The dangerous scenario: a consumer is temporarily slow or experiencing errors. Messages time out (ack_wait exceeded), get redelivered, time out again. After max_deliver attempts (say, 3), the message is permanently discarded. Meanwhile, the stream is at capacity and rejecting new publishes. The result: old messages are silently lost through the delivery limit, and new messages can’t enter the stream. The system appears stuck, but data is actually being destroyed.
With discard: old (the default), this interaction is less dangerous because the stream evicts the oldest unprocessed messages to make room for new ones. You still lose messages, but the loss is visible — old messages disappear and new ones flow in. With discard: new, the loss is hidden behind redelivery exhaustion.
Default consumer settings with defensive stream config. An operator configures the stream with discard: new to prevent data loss from eviction but doesn’t consider how consumer delivery limits interact with that policy.
Copy-pasted consumer configurations. max_deliver: 3 and ack_wait: 5s are common in example configurations and tutorials. They’re reasonable for idempotent operations where retries are cheap, but dangerous on a WorkQueue with discard: new.

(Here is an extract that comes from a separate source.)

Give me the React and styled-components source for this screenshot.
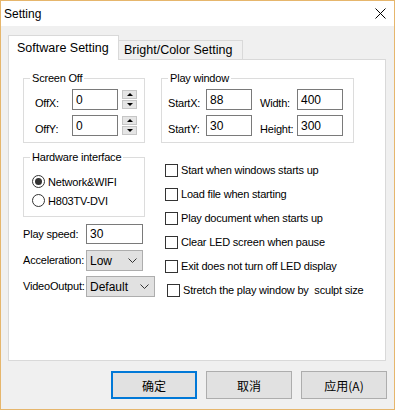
import React from 'react';
import styled, { createGlobalStyle } from 'styled-components';

const GlobalStyle = createGlobalStyle`
  body {
    margin: 0;
    background: #ffffff;
    font-family: "Liberation Sans", Arial, sans-serif;
  }
  * {
    box-sizing: border-box;
  }
`;

const Window = styled.div`
  width: 395px;
  height: 410px;
  border: 1px solid #e6b66c;
  background: #f0f0f0;
  display: flex;
  flex-direction: column;
`;

const TitleBar = styled.div`
  height: 25px;
  background: #ffffff;
  display: flex;
  align-items: center;
  justify-content: space-between;
  padding: 0 8px 0 3px;
  font-size: 12px;
  color: #000;
`;

const Body = styled.div`
  padding: 9px 8px 0 7px;
  display: flex;
  flex-direction: column;
`;

const TabStrip = styled.div`
  display: flex;
  align-items: flex-end;
  height: 24px;
  position: relative;
  z-index: 1;
`;

const Tab = styled.div`
  width: ${(p) => (p.active ? '111px' : '125px')};
  height: ${(p) => (p.active ? '25px' : '19px')};
  margin-left: ${(p) => (p.active ? '0' : '-1px')};
  margin-bottom: ${(p) => (p.active ? '-1px' : '0')};
  padding-left: ${(p) => (p.active ? '8px' : '5px')};
  background: ${(p) => (p.active ? '#ffffff' : '#f0f0f0')};
  border: 1px solid #d9d9d9;
  border-bottom: none;
  display: flex;
  align-items: center;
  font-size: 12.5px;
  color: #000;
  white-space: nowrap;
`;

const Panel = styled.div`
  height: 302px;
  background: #ffffff;
  border: 1px solid #d9d9d9;
  padding: 11px 0 0 14px;
  display: grid;
  grid-template-columns: 131px 1fr;
  grid-auto-rows: min-content;
  column-gap: 7px;
  row-gap: 7px;
  font-size: 11px;
  letter-spacing: -0.2px;
  color: #000;
`;

const Group = styled.fieldset`
  margin: 0;
  padding: 0;
  min-width: 0;
  width: ${(p) => p.width}px;
  border: 1px solid #dcdcdc;
`;

const Legend = styled.legend`
  margin-left: 6px;
  padding: 0 2px;
  font-size: 11px;
  line-height: 14px;
`;

const GroupBody = styled.div`
  padding: ${(p) => p.pad};
  display: flex;
  flex-direction: column;
  gap: ${(p) => p.gap}px;
`;

const FieldRow = styled.div`
  display: flex;
  align-items: ${(p) => (p.center ? 'center' : 'flex-start')};
  height: ${(p) => p.h || 21}px;
`;

const Label = styled.span`
  width: ${(p) => p.width}px;
  flex: none;
  padding-top: ${(p) => (p.low ? 8 : 0)}px;
  line-height: 13px;
  white-space: nowrap;
`;

const TextBox = styled.div`
  width: ${(p) => p.width}px;
  height: ${(p) => p.h || 21}px;
  flex: none;
  border: 1px solid #7a7a7a;
  background: #fff;
  padding: 0 3px;
  display: flex;
  align-items: center;
  font-size: 12px;
  letter-spacing: 0;
`;

const Spin = styled.div`
  display: flex;
  flex-direction: column;
  gap: 1px;
  margin: 1px 0 0 4px;
  width: 15px;
  height: 19px;
`;

const SpinButton = styled.div`
  flex: 1;
  background: #e5e5e5;
  border: 1px solid #c6c6c6;
  display: flex;
  align-items: center;
  justify-content: center;
`;

const Arrow = styled.span`
  width: 0;
  height: 0;
  border-left: 3px solid transparent;
  border-right: 3px solid transparent;
  ${(p) => (p.up ? 'border-bottom: 3px solid #000;' : 'border-top: 3px solid #000;')}
`;

const Gap = styled.span`
  width: ${(p) => p.w}px;
  flex: none;
`;

const Stack = styled.div`
  display: flex;
  flex-direction: column;
`;

const Radio = styled.div`
  height: 19px;
  display: flex;
  align-items: center;
  gap: 3px;
`;

const RadioDot = styled.span`
  width: 13px;
  height: 13px;
  border-radius: 50%;
  border: 1px solid #333;
  display: flex;
  align-items: center;
  justify-content: center;
  &::after {
    content: '';
    width: 7px;
    height: 7px;
    border-radius: 50%;
    background: ${(p) => (p.checked ? '#333' : 'transparent')};
  }
`;

const Select = styled.div`
  width: ${(p) => p.width}px;
  height: 21px;
  flex: none;
  background: #e1e1e1;
  border: 1px solid #adadad;
  display: flex;
  align-items: center;
  justify-content: space-between;
  padding: 0 5px 0 3px;
  font-size: 12px;
  letter-spacing: 0;
`;

const CheckList = styled.div`
  margin-top: 8px;
  display: flex;
  flex-direction: column;
`;

const CheckRow = styled.div`
  height: 24px;
  display: flex;
  align-items: center;
  gap: 3px;
  padding-left: ${(p) => 4 + (p.indent || 0)}px;
  white-space: pre;
`;

const CheckBox = styled.span`
  width: 13px;
  height: 13px;
  flex: none;
  border: 1px solid #333;
  background: #fff;
`;

const ButtonRow = styled.div`
  display: flex;
  justify-content: flex-end;
  gap: 9px;
  margin: 10px -1px 0 0;
`;

const Button = styled.div`
  width: 86px;
  height: 28px;
  background: #e1e1e1;
  border: ${(p) => (p.primary ? '2px solid #0078d7' : '1px solid #adadad')};
  display: flex;
  align-items: center;
  justify-content: center;
  font-family: "Noto Sans CJK SC", "Liberation Sans", sans-serif;
  font-size: 12px;
  color: #000;
`;

function SpinBox() {
  return (
    <Spin>
      <SpinButton>
        <Arrow up />
      </SpinButton>
      <SpinButton>
        <Arrow />
      </SpinButton>
    </Spin>
  );
}

function Chevron() {
  return (
    <svg width="9" height="5" viewBox="0 0 9 5">
      <path d="M0.5 0.5 L4.5 4.5 L8.5 0.5" fill="none" stroke="#333" strokeWidth="1" />
    </svg>
  );
}

const checks = [
  'Start when windows starts up',
  'Load file when starting',
  'Play document when starts up',
  'Clear LED screen when pause',
  'Exit does not turn off LED display',
];

export default function App() {
  return (
    <>
      <GlobalStyle />
      <Window>
        <TitleBar>
          <span>Setting</span>
          <svg width="11" height="11" viewBox="0 0 11 11">
            <path d="M0.5 0.5 L10.5 10.5 M10.5 0.5 L0.5 10.5" stroke="#000" strokeWidth="1" />
          </svg>
        </TitleBar>
        <Body>
          <TabStrip>
            <Tab active>Software Setting</Tab>
            <Tab>Bright/Color Setting</Tab>
          </TabStrip>
          <Panel>
            <Group width={122}>
              <Legend>Screen Off</Legend>
              <GroupBody pad="4px 0 6px 11px" gap={5}>
                <FieldRow>
                  <Label width={37} low>OffX:</Label>
                  <TextBox width={46}>0</TextBox>
                  <SpinBox />
                </FieldRow>
                <FieldRow>
                  <Label width={37} low>OffY:</Label>
                  <TextBox width={46}>0</TextBox>
                  <SpinBox />
                </FieldRow>
              </GroupBody>
            </Group>
            <Group width={193}>
              <Legend>Play window</Legend>
              <GroupBody pad="4px 0 6px 6px" gap={5}>
                <FieldRow>
                  <Label width={38} low>StartX:</Label>
                  <TextBox width={46}>88</TextBox>
                  <Gap w={8} />
                  <Label width={37} low>Width:</Label>
                  <TextBox width={46}>400</TextBox>
                </FieldRow>
                <FieldRow>
                  <Label width={38} low>StartY:</Label>
                  <TextBox width={46}>30</TextBox>
                  <Gap w={8} />
                  <Label width={37} low>Height:</Label>
                  <TextBox width={46}>300</TextBox>
                </FieldRow>
              </GroupBody>
            </Group>

            <Stack>
              <Group width={122}>
                <Legend>Hardware interface</Legend>
                <GroupBody pad="8px 0 6px 8px" gap={0}>
                  <Radio>
                    <RadioDot checked />
                    Network&amp;WIFI
                  </Radio>
                  <Radio>
                    <RadioDot />
                    H803TV-DVI
                  </Radio>
                </GroupBody>
              </Group>
              <FieldRow center h={20} style={{ marginTop: 7 }}>
                <Label width={63}>Play speed:</Label>
                <TextBox width={57} h={20}>30</TextBox>
              </FieldRow>
              <FieldRow center style={{ marginTop: 6 }}>
                <Label width={63}>Acceleration:</Label>
                <Select width={57}>
                  Low
                  <Chevron />
                </Select>
              </FieldRow>
              <FieldRow center style={{ marginTop: 5 }}>
                <Label width={63}>VideoOutput:</Label>
                <Select width={69}>
                  Default
                  <Chevron />
                </Select>
              </FieldRow>
            </Stack>

            <CheckList>
              {checks.map((c) => (
                <CheckRow key={c}>
                  <CheckBox />
                  {c}
                </CheckRow>
              ))}
              <CheckRow indent={2}>
                <CheckBox />
                {'Stretch the play window by  sculpt size'}
              </CheckRow>
            </CheckList>
          </Panel>
          <ButtonRow>
            <Button primary>确定</Button>
            <Button>取消</Button>
            <Button>应用(A)</Button>
          </ButtonRow>
        </Body>
      </Window>
    </>
  );
}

Transient consumer failures. A downstream dependency (database, API) goes down. The consumer can’t process messages. With ack_wait: 5s and max_deliver: 3, every in-flight message is permanently discarded within 15 seconds of the dependency failure.
Consumer processing time exceeds ack_wait. The consumer takes 10 seconds to process a message but ack_wait is set to 5 seconds. Every message times out mid-processing, gets redelivered (potentially causing duplicate processing), and eventually exhausts max_deliver.
Scaling-down consumers without adjusting settings. Reducing the number of consumer instances increases per-instance message volume. Processing time per message increases, exceeding ack_wait, triggering the redelivery-to-discard cascade.
nats stream list --json | jq '.[] | select(.config.retention == "workqueue" and .config.discard == "new") | {name: .config.name, max_msgs: .config.max_msgs, max_bytes: .config.max_bytes}'For each WorkQueue stream identified above, examine consumer configurations:
nats consumer list MY_WORKQUEUE --json | jq '.[] | {name: .config.name, ack_wait: .config.ack_wait, max_deliver: .config.max_deliver}'Flag consumers where ack_wait is under 30 seconds or max_deliver is under 10.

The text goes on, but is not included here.